» Prompt
Copy exactly, and only, the lines between the start of the entries below and the line containing "ExternalLink, Search, Copy", both inclusive. Omit pictures.

» Stored records
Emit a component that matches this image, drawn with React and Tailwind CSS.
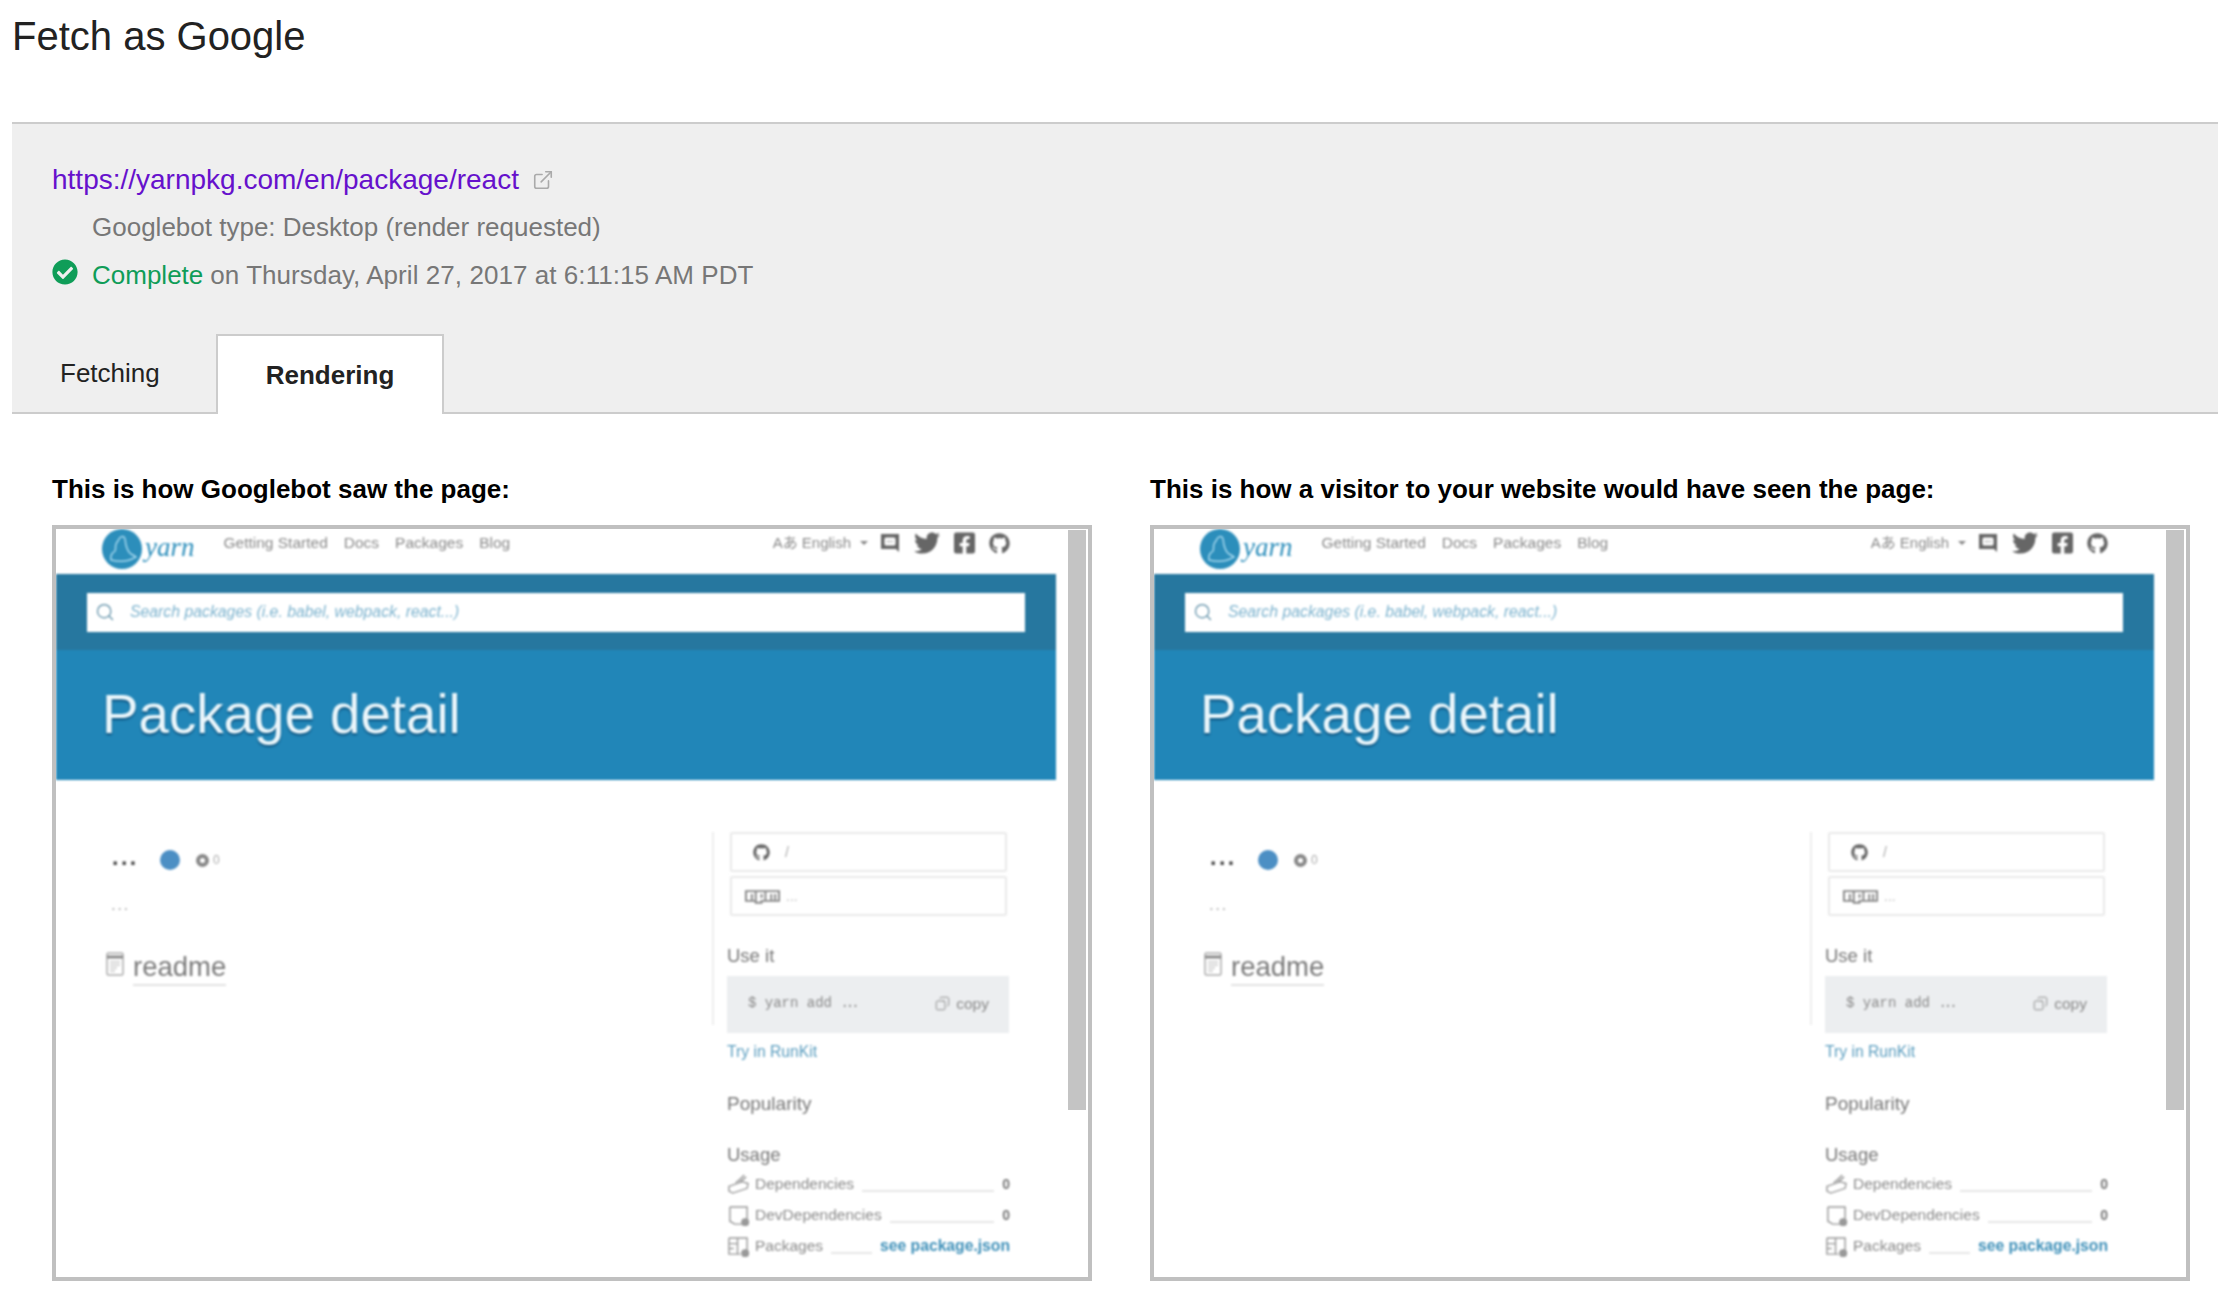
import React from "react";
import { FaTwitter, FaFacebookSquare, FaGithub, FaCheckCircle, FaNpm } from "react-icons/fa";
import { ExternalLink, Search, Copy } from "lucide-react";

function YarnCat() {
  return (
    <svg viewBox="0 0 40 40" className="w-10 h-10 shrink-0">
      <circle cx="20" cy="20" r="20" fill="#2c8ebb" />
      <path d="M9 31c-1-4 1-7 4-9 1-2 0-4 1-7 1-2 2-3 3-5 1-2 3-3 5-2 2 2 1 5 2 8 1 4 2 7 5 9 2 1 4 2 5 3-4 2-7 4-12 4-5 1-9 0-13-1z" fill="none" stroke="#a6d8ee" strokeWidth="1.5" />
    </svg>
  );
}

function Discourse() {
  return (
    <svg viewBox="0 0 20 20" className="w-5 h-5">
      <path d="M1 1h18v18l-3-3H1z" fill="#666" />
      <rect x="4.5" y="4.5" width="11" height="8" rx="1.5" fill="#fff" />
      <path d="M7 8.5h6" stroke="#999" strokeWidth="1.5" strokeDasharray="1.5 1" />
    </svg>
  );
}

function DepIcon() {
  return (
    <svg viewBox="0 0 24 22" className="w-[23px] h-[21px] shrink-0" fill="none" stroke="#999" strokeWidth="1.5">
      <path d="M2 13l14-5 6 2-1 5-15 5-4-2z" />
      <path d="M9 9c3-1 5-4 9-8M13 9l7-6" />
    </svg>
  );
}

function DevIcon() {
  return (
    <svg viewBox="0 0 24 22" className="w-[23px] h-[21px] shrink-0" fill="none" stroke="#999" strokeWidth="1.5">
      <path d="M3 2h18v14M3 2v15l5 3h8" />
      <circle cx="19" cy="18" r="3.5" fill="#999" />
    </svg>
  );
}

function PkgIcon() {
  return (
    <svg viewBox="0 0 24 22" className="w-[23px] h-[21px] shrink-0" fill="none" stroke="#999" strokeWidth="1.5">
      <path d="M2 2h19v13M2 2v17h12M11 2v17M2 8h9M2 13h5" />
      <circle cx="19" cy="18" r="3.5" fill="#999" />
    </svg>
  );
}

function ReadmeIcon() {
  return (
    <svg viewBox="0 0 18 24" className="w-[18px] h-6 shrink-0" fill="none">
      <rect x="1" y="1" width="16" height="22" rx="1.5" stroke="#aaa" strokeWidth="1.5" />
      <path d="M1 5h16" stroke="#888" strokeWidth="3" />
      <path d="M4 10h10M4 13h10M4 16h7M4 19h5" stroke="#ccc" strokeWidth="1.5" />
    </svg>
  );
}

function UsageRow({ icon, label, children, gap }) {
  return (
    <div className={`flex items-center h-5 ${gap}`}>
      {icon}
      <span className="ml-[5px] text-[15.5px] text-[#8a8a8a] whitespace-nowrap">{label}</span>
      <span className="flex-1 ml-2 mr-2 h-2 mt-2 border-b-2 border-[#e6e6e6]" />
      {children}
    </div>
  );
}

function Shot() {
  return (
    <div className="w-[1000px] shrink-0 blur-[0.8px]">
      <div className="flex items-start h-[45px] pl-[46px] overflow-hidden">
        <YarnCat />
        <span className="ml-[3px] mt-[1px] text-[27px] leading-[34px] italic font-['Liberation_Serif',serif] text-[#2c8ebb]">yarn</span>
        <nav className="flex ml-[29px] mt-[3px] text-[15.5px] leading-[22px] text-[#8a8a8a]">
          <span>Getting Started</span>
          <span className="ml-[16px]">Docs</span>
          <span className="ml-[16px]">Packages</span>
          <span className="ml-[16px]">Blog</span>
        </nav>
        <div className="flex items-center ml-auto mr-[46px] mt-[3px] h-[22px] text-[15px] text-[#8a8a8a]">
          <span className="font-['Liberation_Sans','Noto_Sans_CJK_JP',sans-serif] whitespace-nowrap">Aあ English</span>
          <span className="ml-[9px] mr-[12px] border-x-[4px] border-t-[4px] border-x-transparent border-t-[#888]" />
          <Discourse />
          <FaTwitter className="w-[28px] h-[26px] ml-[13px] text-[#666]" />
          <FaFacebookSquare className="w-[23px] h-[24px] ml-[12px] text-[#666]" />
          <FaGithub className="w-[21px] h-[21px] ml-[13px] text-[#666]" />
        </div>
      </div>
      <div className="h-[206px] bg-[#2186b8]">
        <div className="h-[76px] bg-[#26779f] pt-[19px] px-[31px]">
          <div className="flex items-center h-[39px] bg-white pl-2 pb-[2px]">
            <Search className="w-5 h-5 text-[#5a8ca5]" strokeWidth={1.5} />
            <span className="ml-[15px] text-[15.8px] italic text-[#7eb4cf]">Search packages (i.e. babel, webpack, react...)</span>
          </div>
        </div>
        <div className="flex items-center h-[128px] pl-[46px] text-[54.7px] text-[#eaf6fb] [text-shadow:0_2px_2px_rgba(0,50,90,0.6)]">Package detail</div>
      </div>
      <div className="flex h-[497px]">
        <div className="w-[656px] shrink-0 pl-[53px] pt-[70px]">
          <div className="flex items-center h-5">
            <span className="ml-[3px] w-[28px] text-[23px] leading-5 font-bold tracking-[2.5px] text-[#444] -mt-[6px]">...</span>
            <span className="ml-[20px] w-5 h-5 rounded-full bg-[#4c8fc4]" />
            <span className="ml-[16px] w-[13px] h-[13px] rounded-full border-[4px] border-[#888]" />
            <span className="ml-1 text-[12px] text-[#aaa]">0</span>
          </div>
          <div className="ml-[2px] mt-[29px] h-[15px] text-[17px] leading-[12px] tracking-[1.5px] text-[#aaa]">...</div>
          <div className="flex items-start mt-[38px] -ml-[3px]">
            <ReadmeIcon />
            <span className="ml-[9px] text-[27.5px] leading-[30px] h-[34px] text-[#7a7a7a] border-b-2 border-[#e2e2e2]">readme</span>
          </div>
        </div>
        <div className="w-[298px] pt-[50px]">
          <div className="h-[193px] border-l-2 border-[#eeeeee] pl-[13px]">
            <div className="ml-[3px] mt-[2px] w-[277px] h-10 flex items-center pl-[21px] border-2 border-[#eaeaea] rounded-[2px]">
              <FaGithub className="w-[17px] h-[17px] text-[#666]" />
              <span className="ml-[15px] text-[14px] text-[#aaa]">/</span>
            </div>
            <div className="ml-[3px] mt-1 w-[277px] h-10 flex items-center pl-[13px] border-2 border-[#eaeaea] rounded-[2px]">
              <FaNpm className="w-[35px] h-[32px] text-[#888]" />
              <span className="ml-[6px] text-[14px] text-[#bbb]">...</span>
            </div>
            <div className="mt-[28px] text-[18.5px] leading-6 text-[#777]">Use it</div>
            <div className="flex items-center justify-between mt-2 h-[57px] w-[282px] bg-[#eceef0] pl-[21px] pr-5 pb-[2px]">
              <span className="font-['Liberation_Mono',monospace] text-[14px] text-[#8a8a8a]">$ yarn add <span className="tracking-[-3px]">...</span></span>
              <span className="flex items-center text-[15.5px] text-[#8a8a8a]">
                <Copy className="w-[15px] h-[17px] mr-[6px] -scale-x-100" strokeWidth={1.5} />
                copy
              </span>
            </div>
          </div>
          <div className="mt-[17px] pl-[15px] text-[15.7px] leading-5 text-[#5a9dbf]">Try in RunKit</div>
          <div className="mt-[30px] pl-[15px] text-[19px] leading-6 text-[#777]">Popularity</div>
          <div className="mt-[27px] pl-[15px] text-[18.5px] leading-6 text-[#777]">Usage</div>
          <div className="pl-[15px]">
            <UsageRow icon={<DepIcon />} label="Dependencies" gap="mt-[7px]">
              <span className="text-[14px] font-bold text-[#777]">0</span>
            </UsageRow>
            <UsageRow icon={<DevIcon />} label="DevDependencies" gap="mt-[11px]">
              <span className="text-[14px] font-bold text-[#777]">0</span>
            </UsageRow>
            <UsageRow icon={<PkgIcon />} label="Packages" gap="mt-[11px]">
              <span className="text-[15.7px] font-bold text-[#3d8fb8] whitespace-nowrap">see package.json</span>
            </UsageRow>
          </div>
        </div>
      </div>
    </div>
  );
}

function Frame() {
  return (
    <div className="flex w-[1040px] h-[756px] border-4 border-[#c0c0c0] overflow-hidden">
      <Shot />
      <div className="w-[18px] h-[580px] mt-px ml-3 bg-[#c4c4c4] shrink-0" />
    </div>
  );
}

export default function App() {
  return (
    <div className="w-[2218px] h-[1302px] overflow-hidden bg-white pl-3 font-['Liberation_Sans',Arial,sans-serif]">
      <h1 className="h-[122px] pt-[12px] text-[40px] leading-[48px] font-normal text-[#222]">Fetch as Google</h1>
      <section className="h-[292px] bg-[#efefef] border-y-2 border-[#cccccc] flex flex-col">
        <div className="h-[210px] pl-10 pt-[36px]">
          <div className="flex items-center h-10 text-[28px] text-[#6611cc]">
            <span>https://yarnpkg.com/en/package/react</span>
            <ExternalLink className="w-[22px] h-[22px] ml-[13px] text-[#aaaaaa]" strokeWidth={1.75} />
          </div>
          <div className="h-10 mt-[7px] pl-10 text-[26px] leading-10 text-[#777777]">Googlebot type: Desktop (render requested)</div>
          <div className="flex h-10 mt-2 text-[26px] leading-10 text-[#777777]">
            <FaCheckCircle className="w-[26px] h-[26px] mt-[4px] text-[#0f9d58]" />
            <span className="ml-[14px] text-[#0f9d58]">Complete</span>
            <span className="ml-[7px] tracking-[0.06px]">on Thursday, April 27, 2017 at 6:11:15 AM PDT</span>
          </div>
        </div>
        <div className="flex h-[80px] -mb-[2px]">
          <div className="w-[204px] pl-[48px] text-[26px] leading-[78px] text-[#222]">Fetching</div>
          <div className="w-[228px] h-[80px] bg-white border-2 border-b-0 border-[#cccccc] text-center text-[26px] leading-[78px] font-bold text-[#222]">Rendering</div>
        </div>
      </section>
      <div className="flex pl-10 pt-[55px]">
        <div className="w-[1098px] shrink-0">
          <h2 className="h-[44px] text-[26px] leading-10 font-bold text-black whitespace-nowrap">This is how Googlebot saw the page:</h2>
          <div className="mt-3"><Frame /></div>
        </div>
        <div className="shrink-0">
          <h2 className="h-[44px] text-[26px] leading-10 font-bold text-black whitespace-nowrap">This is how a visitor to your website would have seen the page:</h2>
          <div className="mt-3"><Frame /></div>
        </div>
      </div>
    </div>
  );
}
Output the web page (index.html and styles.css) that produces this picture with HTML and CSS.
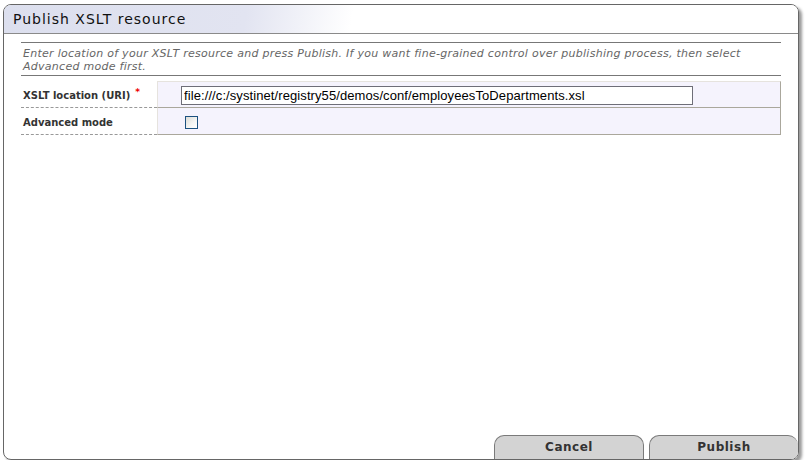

» Solved problem
Emit a component that matches this image, drawn with React and Tailwind CSS.
import React from "react";
import { FaTwitter, FaFacebookSquare, FaGithub, FaCheckCircle, FaNpm } from "react-icons/fa";
import { ExternalLink, Search, Copy } from "lucide-react";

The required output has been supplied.